DO THIS: Count how many lines include "React" and answer with that number only.
.....
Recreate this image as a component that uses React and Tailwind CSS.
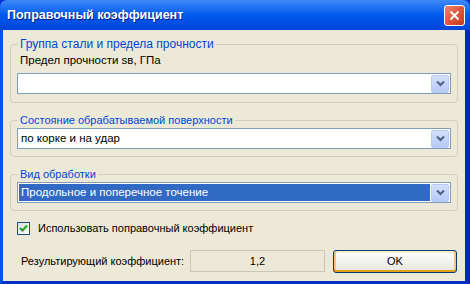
import React from 'react';

const font = { fontFamily: '"Liberation Sans", Arial, sans-serif' };

function DropButton() {
  return (
    <div className="w-[18px] h-[18px] shrink-0 rounded-[2px] border border-[#b9cbf3] bg-gradient-to-b from-[#d4e0fb] to-[#b6c9f4] flex items-center justify-center">
      <svg width="9" height="7" viewBox="0 0 9 7">
        <path d="M1 1.5 L4.5 5 L8 1.5" stroke="#4d6185" strokeWidth="2" fill="none" />
      </svg>
    </div>
  );
}

function Combo({ value, selected }) {
  return (
    <div className="h-[21px] border border-[#7f9db9] bg-white flex items-center pl-[1px] pr-[1px]">
      <div
        className={
          'flex-1 h-[17px] mr-[1px] flex items-center pl-[2px] text-[11.5px] ' +
          (selected ? 'bg-[#316ac5] text-white' : 'text-black')
        }
      >
        {value}
      </div>
      <DropButton />
    </div>
  );
}

function Group({ title, children, className, titleSize }) {
  return (
    <fieldset className={'border border-[#d0d0bf] rounded-[4px] mx-[7px] px-[6px] ' + className}>
      <legend className={'leading-[14px] text-[#0046d5] px-[2px] ml-[1px] ' + (titleSize || 'text-[11px]')}>{title}</legend>
      {children}
    </fieldset>
  );
}

export default function App() {
  return (
    <div className="w-[470px] h-[284px] flex flex-col bg-[#0831d9] overflow-hidden" style={font}>
      {/* Title bar */}
      <div className="h-[30px] shrink-0 rounded-t-[7px] bg-gradient-to-b from-[#3d8af7] via-[#0058ee] to-[#0046d8] flex items-center justify-between pl-[7px] pr-[5px]">
        <span className="text-white font-bold text-[12.5px] [text-shadow:1px_1px_#0a1e8a]">Поправочный коэффициент</span>
        <div className="w-[21px] h-[21px] rounded-[3px] border border-white bg-gradient-to-br from-[#e9866c] via-[#e0553a] to-[#c43c1e] flex items-center justify-center">
          <svg width="11" height="11" viewBox="0 0 11 11">
            <path d="M1.5 1.5 L9.5 9.5 M9.5 1.5 L1.5 9.5" stroke="white" strokeWidth="2" />
          </svg>
        </div>
      </div>

      {/* Body */}
      <div className="flex-1 min-h-0 flex border-l-[3px] border-l-[#0055e5] border-r-[5px] border-r-[#0029b8] border-b-[3px] border-b-[#0030c8]">
        <div className="flex-1 bg-[#ece9d8] flex flex-col pt-[7px]">
          <Group title="Группа стали и предела прочности" titleSize="text-[12px]" className="pb-[8px]">
            <div className="text-[11.5px] leading-[14px] text-black pl-[3px] pt-[2px]">Предел прочности sв, ГПа</div>
            <div className="mt-[6px]">
              <Combo value="" />
            </div>
          </Group>

          <Group title="Состояние обрабатываемой поверхности" className="mt-[10px] pb-[7px] pt-[1px]">
            <Combo value="по корке и на удар" />
          </Group>

          <Group title="Вид обработки" className="mt-[10px] pb-[7px] pt-[1px]">
            <Combo value="Продольное и поперечное точение" selected />
          </Group>

          {/* Checkbox */}
          <div className="flex items-center mt-[9px] ml-[14px]">
            <div className="w-[13px] h-[13px] border border-[#1c5180] bg-gradient-to-br from-[#dcdcd7] to-white flex items-center justify-center">
              <svg width="9" height="9" viewBox="0 0 9 9">
                <path d="M1 4 L3.5 6.5 L8 1.5" stroke="#21a121" strokeWidth="2" fill="none" />
              </svg>
            </div>
            <span className="ml-[8px] text-[11px] text-black">Использовать поправочный коэффициент</span>
          </div>

          {/* Result row */}
          <div className="flex items-center mt-[13px] ml-[18px] mr-[8px]">
            <span className="text-[11px] text-black w-[169px] shrink-0 whitespace-nowrap">Результирующий коэффициент:</span>
            <div className="w-[135px] h-[22px] shrink-0 border border-[#c9c7ba] bg-[#ece9d8] flex items-center justify-center text-[11px] text-black">
              1,2
            </div>
            <button className="ml-[8px] flex-1 h-[23px] rounded-[3px] border border-[#003c74] bg-gradient-to-b from-white to-[#e6e5de] shadow-[inset_0_-2px_0_#e5a01a,inset_2px_0_0_#f9c66b,inset_-2px_0_0_#f9c66b,inset_0_2px_0_#fff0cf] text-[11px] text-black">
              OK
            </button>
          </div>
        </div>
      </div>
    </div>
  );
}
.....
THE REPLY: 2